Terry Allen (terry@ora.com)
Tue, 21 Mar 95 19:18:08 EST

| From: Albert-Lunde@nwu.edu (Albert Lunde)
| Subject: Re: Objections to draft-ietf-html-spec-01.txt
|
| At 12:21 PM 3/21/95, Larry Masinter wrote:
| >As the author of those words, I'll admit that they're unnecessary and
| >more prone to introduce confusion than insight. I think all that's
| >necessary is to strike the "rather than relying on any SGML mechanism
| >for doing so."
| >"It is evisioned that HTML will use the charset parameter to allow
| >support for non-Latin characters such as Greek, Arabic, Hebrew and
| >Japanese."
| >However, Terry's further explanation that "HTML cannot conform to the
| >SGML standard, ISO 8879, if the charset encodings are specified by
| >some other means" is another point that I _thought_ we'd gone over,
| >but I'll have to review the archives to find the points again.
| At 1:12 PM 3/21/95, James D Mason wrote:
| >I also second Terry's position. If we're trying to make HTML a better
| >application of SGML and so ease the lives of those of us who use HTML as an
| >output form into which to render documents done in other SGML applications, we
| >should use only the mechanism specified in the standard.
|
| I think what we are running into is a conflict between our attempts to
| conform with MIME and our attempts to conform with SGML.

There need be no conflict. MIME must be in the service of SGML; we
must say how to construct an SGML decl from MIME info, even though
browser developers may short-circuit the mechanism we suggest.
However,

| I think Larry introduced the language in question in an attempt to make the
| HTML 2.0 spec work for other single character sets than ISO Latin-1, using
| a MIME-like character set parameter. (This was in part a way to
| postpone/avoid getting into general multilingual issues by indicating a
| mechanism for the simple MIME-like cases.)

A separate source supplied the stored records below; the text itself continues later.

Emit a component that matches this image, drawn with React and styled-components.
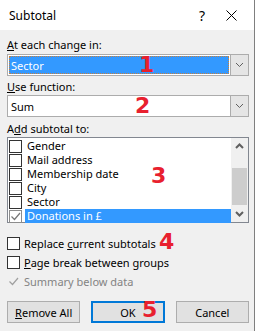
import React from 'react'
import styled, { createGlobalStyle } from 'styled-components'

const Global = createGlobalStyle`
  html, body { margin: 0; padding: 0; background: #fff; }
  body { font-family: 'Noto Sans', 'Open Sans', sans-serif; font-size: 11px; color: #000; }
`

const fields = ['Gender', 'Mail address', 'Membership date', 'City', 'Sector', 'Donations in £']

const Dialog = styled.div`
  position: relative;
  width: 255px;
  height: 331px;
  box-sizing: border-box;
  background: #f0f0f0;
  border-right: 1px solid #7f7f7f;
  display: flex;
  flex-direction: column;
`

const TitleBar = styled.div`
  height: 30px;
  flex: none;
  background: #fff;
  display: flex;
  align-items: center;
  padding-left: 9px;
  font-size: 12px;
`

const Title = styled.span`
  flex: 1;
`

const TitleButton = styled.span`
  width: ${p => p.$w}px;
  display: flex;
  justify-content: center;
  align-items: center;
  font-size: 14px;
`

const Body = styled.div`
  display: flex;
  flex-direction: column;
  padding: 0 5px 0 7px;
`

const Label = styled.div`
  height: 15px;
  line-height: 15px;
  margin-top: ${p => p.$top}px;
  u { text-decoration: underline; text-underline-offset: 1px; }
`

const Combo = styled.div`
  margin-top: ${p => p.$top || 0}px;
  height: 22px;
  box-sizing: border-box;
  border: 1px solid #acacac;
  background: #fff;
  display: flex;
`

const ComboValue = styled.div`
  flex: 1;
  margin: 1px;
  padding-left: 2px;
  display: flex;
  align-items: center;
  background: ${p => (p.$selected ? '#3399ff' : 'transparent')};
  color: ${p => (p.$selected ? '#fff' : '#000')};
  outline: ${p => (p.$selected ? '1px dotted #c8803c' : 'none')};
  outline-offset: -1px;
`

const DropButton = styled.div`
  width: 17px;
  background: #e5e5e5;
  border-left: 1px solid #acacac;
  display: flex;
  align-items: center;
  justify-content: center;
`

const ListBox = styled.div`
  margin-top: 1px;
  height: 86px;
  box-sizing: border-box;
  border: 1px solid #828790;
  background: #fff;
  display: flex;
`

const Rows = styled.div`
  flex: 1;
  padding: 1px 0 0 1px;
`

const ListRow = styled.div`
  height: 14px;
  display: flex;
  align-items: center;
`

const ListText = styled.span`
  flex: 1;
  height: 14px;
  line-height: 14px;
  margin-left: 3px;
  padding-left: 2px;
  background: ${p => (p.$selected ? '#3399ff' : 'transparent')};
  color: ${p => (p.$selected ? '#fff' : '#000')};
`

const Box = styled.span`
  width: 13px;
  height: 13px;
  box-sizing: border-box;
  flex: none;
  border: ${p => (p.$bare ? 'none' : `1px solid ${p.$muted ? '#8c8c8c' : '#333'}`)};
  background: ${p => (p.$bare ? 'transparent' : '#fff')};
  display: flex;
  align-items: center;
  justify-content: center;
`

const ScrollBar = styled.div`
  width: 17px;
  background: #f0f0f0;
  display: flex;
  flex-direction: column;
  align-items: center;
`

const ScrollArrow = styled.div`
  height: 17px;
  display: flex;
  align-items: center;
  justify-content: center;
`

const Thumb = styled.div`
  width: 15px;
  height: 38px;
  margin-top: 13px;
  background: #cdcdcd;
`

const Spacer = styled.div`
  flex: 1;
`

const CheckRow = styled.div`
  height: 19px;
  margin-top: ${p => p.$top || 0}px;
  display: flex;
  align-items: center;
  gap: 4px;
  color: ${p => (p.$disabled ? '#838383' : '#000')};
`

const Buttons = styled.div`
  margin-top: 10px;
  display: grid;
  grid-template-columns: repeat(3, 1fr);
  column-gap: 11px;
`

const Button = styled.div`
  height: 22px;
  box-sizing: border-box;
  border: ${p => (p.$default ? '2px solid #0078d7' : '1px solid #adadad')};
  background: #e1e1e1;
  display: flex;
  align-items: center;
  justify-content: center;
  font-size: 11px;
`

const Marker = styled.span`
  position: absolute;
  left: ${p => p.$x}px;
  top: ${p => p.$y}px;
  font-family: 'DejaVu Sans', sans-serif;
  font-weight: bold;
  font-size: 22px;
  line-height: 22px;
  color: #e8202e;
`

const Chevron = ({ up, bold }) => (
  <svg width="9" height="6" viewBox="0 0 9 6">
    <polyline
      points={up ? '1,5 4.5,1.5 8,5' : '1,1 4.5,4.5 8,1'}
      fill="none"
      stroke="#606060"
      strokeWidth={bold ? 2 : 1}
    />
  </svg>
)

const Check = ({ color = '#333' }) => (
  <svg width="11" height="11" viewBox="0 0 11 11">
    <polyline points="1.5,5.5 4.5,8.5 10,2" fill="none" stroke={color} strokeWidth="1.2" />
  </svg>
)

export default function App() {
  return (
    <>
      <Global />
      <Dialog>
        <TitleBar>
          <Title>Subtotal</Title>
          <TitleButton $w={12}>?</TitleButton>
          <TitleButton $w={46}>
            <svg width="11" height="11" viewBox="0 0 11 11">
              <path d="M0.5 0.5 L10.5 10.5 M10.5 0.5 L0.5 10.5" stroke="#000" strokeWidth="1" />
            </svg>
          </TitleButton>
        </TitleBar>
        <Body>
          <Label $top={7}>
            <u>A</u>t each change in:
          </Label>
          <Combo $top={2}>
            <ComboValue $selected>Sector</ComboValue>
            <DropButton>
              <Chevron />
            </DropButton>
          </Combo>
          <Label $top={3}>
            <u>U</u>se function:
          </Label>
          <Combo $top={1}>
            <ComboValue>Sum</ComboValue>
            <DropButton>
              <Chevron />
            </DropButton>
          </Combo>
          <Label $top={4}>
            A<u>d</u>d subtotal to:
          </Label>
          <ListBox>
            <Rows>
              {fields.map((f, i) => {
                const last = i === fields.length - 1
                return (
                  <ListRow key={f}>
                    <Box $muted={last}>{last && <Check color="#777" />}</Box>
                    <ListText $selected={last}>{f}</ListText>
                  </ListRow>
                )
              })}
            </Rows>
            <ScrollBar>
              <ScrollArrow>
                <Chevron up bold />
              </ScrollArrow>
              <Thumb />
              <Spacer />
              <ScrollArrow>
                <Chevron bold />
              </ScrollArrow>
            </ScrollBar>
          </ListBox>
          <CheckRow $top={11}>
            <Box />
            <span>
              Replace <u>c</u>urrent subtotals
            </span>
          </CheckRow>
          <CheckRow>
            <Box />
            <span>
              <u>P</u>age break between groups
            </span>
          </CheckRow>
          <CheckRow $disabled>
            <Box $bare>
              <Check color="#a0a0a0" />
            </Box>
            <span>Summary below data</span>
          </CheckRow>
          <Buttons>
            <Button>
              <span>
                <u>R</u>emove All
              </span>
            </Button>
            <Button $default>OK</Button>
            <Button>Cancel</Button>
          </Buttons>
        </Body>
        <Marker $x={139} $y={54}>1</Marker>
        <Marker $x={135} $y={95}>2</Marker>
        <Marker $x={151} $y={165}>3</Marker>
        <Marker $x={159} $y={231}>4</Marker>
        <Marker $x={142} $y={299}>5</Marker>
      </Dialog>
    </>
  )
}
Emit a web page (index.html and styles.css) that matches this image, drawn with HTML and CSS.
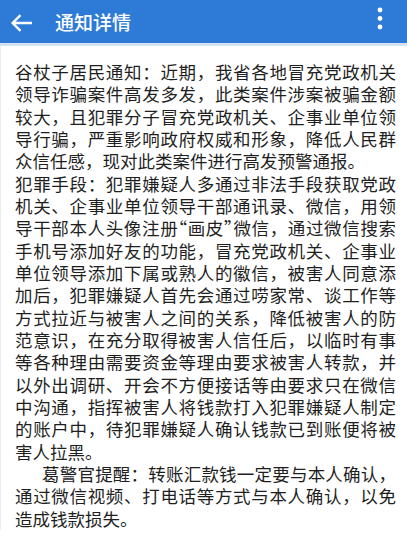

Regardless of motivation, we solved the charset encoding problem for 2.0
by arbitrarily limiting ourselves to 8859-1 and providing an HTML SGML
declaration. Larry's language, amended, might be suitable for 2.1, in
which we should aim to achieve the goals cited by both of you, but it
is unneeded for 2.0, conflicts with our other remarks about charsets
therein (and our SGML standards language, which was my original point),
and prejudges the outcome of further discussion. It may prejudge well,
but it's inappropriate in the 2.0 spec.

| I still think this is a direction to go. I don't think putting the
| character set declaration in the body of a document makes sense in the
| context of current versions of HTML and HTML (and the 2.0 spec needs to
| stay close to current practice, which doesn't put much of the SGML "stuff"
| in the document.)

You need only 1) point to an SGML decl, a matter SGML Open is working on
(though no method of doing it is prescribed in ISO 8879!), or 2) rely on
standardized instructions for constructing and SGML decl given the
charset parameter. But you don't have a parseable entity until you can
say what the SGML decl is.

| On the other hand, it suggests, that to satisfy SGML mavens we at least
| need to specify a mechanism/algolrithm to derive an SGML declaration for
| other character sets than ISO-Latin-1.

Absolutely, and that mechanism will handle ISO Latin 1 too.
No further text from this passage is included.